§ **Goal**
Count how many lines hold the string "index", and give only that number.

++++ Data section ++++

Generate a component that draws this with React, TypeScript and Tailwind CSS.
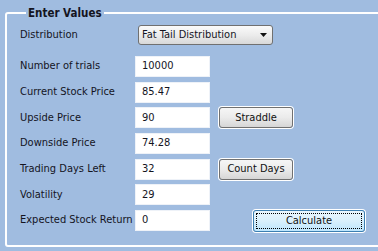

++++
++++ Data section ++++

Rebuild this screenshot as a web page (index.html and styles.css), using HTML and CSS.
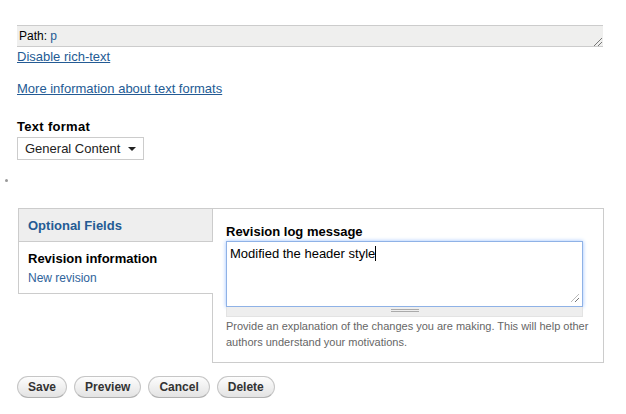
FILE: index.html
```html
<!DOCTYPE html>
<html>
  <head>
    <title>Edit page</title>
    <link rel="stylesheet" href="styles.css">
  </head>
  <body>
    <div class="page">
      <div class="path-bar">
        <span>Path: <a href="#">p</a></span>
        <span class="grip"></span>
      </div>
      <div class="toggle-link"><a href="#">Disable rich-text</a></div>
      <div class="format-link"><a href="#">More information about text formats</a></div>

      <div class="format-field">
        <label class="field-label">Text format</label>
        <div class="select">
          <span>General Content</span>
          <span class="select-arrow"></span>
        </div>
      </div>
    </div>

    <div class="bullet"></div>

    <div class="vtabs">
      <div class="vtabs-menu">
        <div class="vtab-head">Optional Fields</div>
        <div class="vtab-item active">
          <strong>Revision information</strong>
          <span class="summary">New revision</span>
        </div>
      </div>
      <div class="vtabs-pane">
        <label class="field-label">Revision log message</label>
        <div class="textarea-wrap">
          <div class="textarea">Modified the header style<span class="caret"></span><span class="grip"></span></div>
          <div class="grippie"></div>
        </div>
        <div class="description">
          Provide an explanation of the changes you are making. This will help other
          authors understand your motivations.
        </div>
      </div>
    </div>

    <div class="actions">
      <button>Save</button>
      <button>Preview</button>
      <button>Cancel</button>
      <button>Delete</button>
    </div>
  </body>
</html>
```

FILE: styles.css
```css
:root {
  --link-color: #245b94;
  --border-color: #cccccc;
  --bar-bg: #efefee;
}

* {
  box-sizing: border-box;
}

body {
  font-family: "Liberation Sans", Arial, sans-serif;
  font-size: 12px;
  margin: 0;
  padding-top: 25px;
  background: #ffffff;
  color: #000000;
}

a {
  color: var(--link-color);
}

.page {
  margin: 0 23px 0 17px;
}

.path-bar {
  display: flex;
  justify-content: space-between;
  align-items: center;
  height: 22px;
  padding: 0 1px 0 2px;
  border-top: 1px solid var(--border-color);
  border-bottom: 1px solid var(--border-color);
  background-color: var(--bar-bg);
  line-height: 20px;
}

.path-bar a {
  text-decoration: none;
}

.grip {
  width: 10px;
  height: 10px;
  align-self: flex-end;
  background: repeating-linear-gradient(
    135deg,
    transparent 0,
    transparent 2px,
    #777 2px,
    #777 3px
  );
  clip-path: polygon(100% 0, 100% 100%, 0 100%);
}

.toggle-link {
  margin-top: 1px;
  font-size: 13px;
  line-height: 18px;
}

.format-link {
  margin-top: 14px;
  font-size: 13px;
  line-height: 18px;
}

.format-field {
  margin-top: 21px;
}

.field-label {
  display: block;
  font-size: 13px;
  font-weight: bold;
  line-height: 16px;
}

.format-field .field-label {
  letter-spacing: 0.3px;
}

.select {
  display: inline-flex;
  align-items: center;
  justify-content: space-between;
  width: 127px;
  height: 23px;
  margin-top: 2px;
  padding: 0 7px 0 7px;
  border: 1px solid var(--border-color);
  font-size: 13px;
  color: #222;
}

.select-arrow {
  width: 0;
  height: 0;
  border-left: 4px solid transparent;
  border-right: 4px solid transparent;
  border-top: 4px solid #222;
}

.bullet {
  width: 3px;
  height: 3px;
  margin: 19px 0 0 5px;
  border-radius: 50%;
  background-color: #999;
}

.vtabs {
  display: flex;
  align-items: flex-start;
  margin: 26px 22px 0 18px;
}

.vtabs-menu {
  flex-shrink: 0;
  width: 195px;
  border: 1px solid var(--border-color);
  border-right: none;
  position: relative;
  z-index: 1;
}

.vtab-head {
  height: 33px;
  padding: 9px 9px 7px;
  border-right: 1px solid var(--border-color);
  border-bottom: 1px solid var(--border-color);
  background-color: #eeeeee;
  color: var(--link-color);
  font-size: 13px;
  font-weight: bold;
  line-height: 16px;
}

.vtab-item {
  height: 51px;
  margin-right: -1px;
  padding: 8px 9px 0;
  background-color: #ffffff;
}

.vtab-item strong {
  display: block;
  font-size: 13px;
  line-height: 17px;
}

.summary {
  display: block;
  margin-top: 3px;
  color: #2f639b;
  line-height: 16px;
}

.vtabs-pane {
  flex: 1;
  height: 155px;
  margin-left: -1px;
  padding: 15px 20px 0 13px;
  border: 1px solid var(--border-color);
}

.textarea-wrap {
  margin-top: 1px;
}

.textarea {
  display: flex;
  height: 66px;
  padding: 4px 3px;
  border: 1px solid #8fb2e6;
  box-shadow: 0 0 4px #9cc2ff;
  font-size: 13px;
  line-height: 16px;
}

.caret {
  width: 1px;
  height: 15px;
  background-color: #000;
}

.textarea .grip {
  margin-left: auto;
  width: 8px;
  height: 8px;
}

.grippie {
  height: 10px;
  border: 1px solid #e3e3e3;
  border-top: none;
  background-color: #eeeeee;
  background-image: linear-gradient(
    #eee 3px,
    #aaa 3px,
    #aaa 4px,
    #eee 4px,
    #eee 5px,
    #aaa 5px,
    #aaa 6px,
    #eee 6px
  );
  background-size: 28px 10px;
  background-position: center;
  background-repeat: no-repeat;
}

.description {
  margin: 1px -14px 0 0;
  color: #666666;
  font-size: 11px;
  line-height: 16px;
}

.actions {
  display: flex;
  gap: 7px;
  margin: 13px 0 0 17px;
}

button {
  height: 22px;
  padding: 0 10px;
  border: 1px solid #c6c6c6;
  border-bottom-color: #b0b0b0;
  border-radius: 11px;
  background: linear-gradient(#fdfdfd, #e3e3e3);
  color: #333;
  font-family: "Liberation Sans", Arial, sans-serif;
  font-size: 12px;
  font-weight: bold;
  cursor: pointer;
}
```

++++

§ **Result for this task**
3